— start —

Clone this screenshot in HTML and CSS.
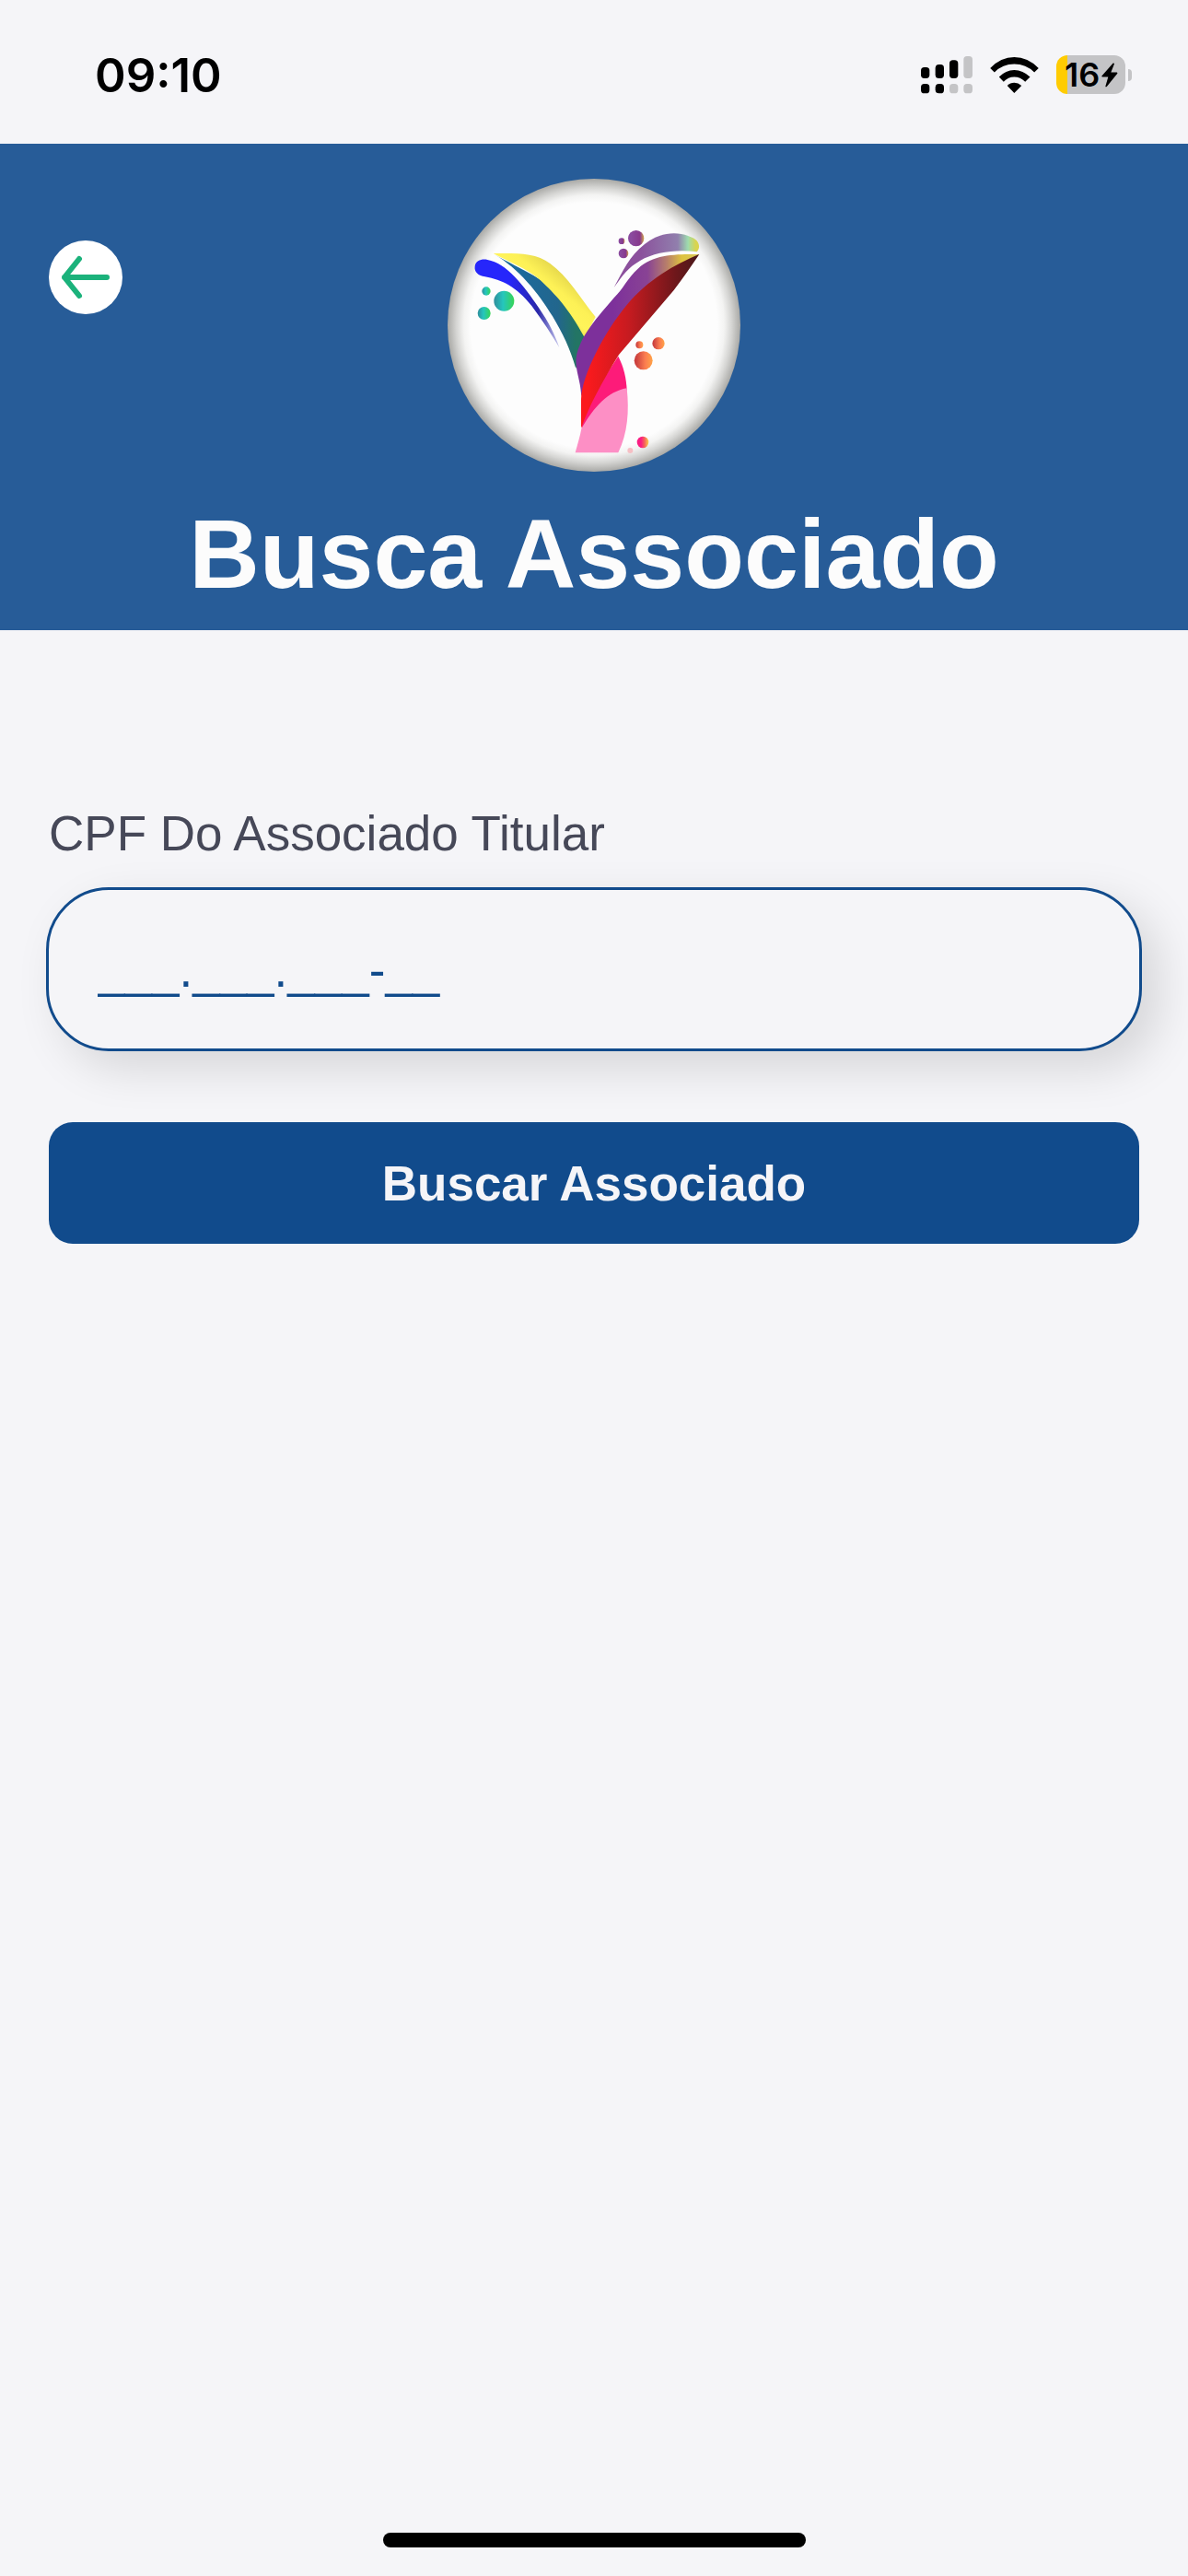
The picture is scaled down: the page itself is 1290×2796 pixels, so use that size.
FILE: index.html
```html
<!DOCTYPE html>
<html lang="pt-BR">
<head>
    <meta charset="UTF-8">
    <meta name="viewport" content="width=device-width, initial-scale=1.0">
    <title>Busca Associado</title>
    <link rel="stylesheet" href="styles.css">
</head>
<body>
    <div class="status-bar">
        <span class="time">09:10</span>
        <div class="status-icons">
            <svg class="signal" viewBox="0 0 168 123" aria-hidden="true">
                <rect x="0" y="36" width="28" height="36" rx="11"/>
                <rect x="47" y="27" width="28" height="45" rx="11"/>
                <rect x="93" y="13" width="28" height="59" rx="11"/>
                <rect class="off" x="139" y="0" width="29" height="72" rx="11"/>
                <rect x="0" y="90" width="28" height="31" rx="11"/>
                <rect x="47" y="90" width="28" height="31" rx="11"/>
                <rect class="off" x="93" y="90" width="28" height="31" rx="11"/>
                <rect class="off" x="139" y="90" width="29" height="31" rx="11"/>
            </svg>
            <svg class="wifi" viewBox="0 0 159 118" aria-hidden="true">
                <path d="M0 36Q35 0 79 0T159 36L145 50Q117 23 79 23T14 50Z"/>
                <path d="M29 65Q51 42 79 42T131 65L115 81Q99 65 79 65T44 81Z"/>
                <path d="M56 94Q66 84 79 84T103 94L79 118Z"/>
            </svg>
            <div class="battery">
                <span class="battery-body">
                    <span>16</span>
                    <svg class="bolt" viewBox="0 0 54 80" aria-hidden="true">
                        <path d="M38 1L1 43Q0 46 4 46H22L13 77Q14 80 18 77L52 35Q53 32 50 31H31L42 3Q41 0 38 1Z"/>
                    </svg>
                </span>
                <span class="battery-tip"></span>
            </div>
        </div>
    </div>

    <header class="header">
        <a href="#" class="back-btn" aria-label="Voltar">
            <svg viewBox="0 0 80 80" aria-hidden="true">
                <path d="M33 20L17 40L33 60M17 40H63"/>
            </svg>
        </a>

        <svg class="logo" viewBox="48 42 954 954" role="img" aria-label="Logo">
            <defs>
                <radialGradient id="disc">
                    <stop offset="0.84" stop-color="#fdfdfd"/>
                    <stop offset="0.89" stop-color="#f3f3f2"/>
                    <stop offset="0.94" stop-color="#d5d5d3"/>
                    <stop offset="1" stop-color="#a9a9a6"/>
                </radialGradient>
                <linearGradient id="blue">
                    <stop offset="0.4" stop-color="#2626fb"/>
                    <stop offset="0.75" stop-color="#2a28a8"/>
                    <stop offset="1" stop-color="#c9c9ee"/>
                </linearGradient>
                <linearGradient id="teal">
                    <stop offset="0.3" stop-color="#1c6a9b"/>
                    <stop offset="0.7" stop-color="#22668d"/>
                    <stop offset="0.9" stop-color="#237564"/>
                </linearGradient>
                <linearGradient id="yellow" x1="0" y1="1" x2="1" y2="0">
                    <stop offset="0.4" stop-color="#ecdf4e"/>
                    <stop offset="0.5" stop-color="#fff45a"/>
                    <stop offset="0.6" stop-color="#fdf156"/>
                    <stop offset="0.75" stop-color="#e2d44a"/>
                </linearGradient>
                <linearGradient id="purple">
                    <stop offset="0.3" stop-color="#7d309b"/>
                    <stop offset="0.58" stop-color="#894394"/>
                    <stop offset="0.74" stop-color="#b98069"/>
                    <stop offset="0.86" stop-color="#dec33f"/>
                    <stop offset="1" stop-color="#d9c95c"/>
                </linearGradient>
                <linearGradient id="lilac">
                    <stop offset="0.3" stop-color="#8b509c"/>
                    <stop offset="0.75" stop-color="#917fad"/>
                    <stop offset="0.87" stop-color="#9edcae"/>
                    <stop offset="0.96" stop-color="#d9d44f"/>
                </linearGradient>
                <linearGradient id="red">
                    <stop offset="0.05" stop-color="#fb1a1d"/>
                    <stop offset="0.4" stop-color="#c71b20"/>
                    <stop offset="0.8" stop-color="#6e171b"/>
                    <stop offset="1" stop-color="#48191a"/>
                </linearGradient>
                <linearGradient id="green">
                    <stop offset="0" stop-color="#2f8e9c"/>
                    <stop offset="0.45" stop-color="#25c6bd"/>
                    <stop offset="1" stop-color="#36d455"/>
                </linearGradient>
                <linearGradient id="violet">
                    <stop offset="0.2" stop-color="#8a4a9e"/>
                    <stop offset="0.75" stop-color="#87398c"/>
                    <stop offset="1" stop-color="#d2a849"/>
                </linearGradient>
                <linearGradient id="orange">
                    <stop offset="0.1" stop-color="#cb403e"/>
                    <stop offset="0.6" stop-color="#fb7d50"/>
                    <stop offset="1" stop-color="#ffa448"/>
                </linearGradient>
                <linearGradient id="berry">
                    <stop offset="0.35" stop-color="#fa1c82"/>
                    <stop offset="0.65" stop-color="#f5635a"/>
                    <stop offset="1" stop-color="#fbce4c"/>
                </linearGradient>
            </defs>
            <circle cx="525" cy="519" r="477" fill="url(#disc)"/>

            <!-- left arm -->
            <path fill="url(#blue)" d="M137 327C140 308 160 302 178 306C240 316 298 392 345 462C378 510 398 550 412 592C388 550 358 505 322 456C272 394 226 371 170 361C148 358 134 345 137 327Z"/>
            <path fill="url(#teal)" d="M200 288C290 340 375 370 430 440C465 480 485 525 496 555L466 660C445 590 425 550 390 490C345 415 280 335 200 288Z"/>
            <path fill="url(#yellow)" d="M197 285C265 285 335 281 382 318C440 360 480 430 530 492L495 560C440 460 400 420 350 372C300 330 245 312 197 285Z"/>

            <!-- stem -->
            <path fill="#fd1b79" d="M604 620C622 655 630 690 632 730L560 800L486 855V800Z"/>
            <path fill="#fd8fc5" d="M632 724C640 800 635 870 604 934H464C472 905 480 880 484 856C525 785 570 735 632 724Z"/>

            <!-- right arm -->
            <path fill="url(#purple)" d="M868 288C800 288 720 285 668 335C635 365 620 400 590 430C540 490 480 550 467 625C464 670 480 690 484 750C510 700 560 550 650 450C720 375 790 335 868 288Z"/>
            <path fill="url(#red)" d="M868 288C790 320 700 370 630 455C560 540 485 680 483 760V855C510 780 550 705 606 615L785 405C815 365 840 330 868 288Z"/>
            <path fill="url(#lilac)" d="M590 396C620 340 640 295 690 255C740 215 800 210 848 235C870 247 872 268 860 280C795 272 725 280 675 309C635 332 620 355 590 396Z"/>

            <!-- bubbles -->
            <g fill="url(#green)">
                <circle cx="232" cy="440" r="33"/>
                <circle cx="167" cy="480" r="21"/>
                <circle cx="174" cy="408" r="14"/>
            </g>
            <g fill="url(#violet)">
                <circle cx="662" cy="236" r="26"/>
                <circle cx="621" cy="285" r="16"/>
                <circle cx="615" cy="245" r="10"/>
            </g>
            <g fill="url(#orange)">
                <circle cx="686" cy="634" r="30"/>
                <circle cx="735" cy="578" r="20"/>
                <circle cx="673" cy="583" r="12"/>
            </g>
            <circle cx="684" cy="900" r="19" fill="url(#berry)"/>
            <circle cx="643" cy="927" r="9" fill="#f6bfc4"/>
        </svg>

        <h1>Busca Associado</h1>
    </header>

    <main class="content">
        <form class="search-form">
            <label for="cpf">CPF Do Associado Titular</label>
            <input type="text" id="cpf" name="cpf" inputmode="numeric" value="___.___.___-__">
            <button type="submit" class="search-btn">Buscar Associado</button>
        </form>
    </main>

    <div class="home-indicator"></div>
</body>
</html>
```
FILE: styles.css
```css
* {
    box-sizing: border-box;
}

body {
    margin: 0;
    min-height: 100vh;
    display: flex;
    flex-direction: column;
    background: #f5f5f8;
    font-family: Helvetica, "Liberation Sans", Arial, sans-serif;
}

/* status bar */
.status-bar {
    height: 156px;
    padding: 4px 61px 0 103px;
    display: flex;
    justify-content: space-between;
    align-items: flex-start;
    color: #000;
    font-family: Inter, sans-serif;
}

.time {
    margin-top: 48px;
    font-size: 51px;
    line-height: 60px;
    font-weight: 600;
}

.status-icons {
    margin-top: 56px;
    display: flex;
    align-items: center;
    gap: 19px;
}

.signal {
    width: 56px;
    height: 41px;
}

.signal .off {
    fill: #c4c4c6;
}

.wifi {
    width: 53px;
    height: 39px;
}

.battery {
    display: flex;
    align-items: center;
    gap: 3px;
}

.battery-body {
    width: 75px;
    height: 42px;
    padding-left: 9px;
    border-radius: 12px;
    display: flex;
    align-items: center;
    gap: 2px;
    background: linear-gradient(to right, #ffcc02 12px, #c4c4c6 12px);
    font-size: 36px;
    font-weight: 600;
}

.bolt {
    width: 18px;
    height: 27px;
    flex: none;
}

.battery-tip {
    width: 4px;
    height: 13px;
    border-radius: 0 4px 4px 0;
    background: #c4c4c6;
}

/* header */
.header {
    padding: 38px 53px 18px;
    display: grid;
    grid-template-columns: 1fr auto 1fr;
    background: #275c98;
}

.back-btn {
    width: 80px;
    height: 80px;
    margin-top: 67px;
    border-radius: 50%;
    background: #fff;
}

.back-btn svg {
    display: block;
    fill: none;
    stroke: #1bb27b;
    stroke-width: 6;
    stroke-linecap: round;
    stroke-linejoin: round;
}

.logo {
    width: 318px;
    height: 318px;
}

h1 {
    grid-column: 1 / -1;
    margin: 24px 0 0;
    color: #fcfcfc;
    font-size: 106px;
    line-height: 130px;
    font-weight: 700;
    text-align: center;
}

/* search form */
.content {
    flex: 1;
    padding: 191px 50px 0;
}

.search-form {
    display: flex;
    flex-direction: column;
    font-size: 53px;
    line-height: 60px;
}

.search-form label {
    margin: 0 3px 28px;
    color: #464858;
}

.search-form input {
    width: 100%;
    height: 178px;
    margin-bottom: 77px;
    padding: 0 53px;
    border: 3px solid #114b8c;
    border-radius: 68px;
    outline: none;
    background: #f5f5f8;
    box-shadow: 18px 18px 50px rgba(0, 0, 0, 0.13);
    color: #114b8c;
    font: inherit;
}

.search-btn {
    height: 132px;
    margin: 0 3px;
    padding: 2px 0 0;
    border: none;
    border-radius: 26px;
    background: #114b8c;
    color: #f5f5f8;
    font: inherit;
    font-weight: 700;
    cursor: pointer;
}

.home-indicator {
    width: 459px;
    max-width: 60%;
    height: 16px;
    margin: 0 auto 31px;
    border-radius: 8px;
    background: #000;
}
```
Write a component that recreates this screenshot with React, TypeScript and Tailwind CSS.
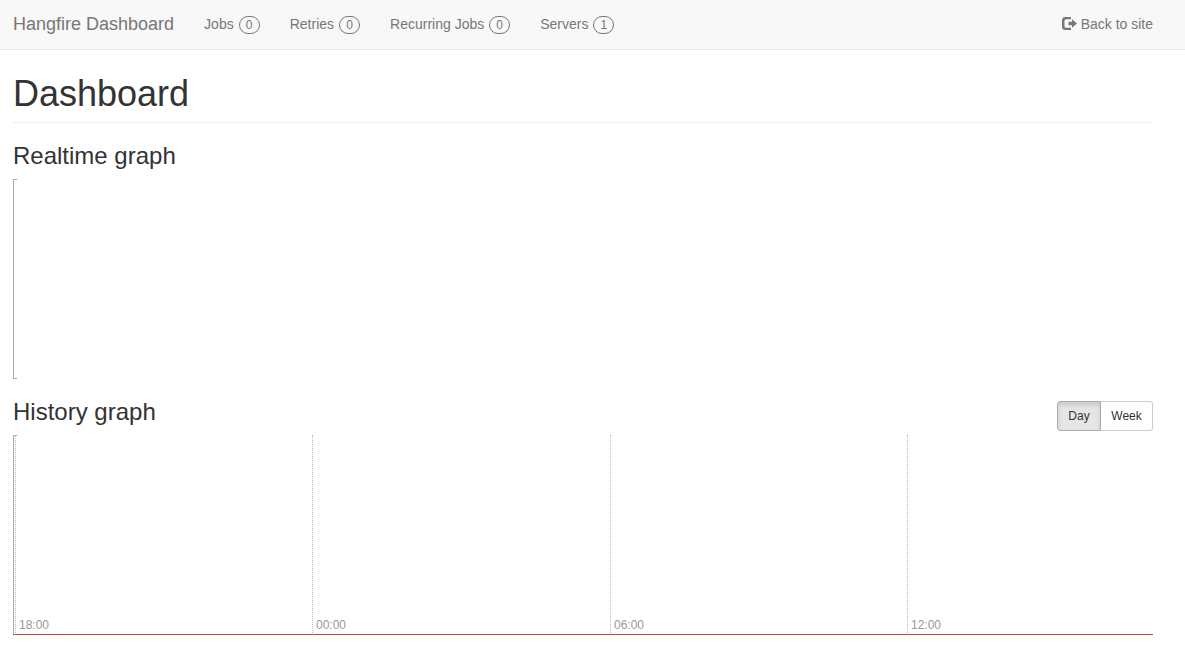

— end —

What to do — Identify and copy all lines with the word "this".

Task answer —
Clone this screenshot in HTML and CSS.
Write a component that recreates this screenshot with React, TypeScript and Tailwind CSS.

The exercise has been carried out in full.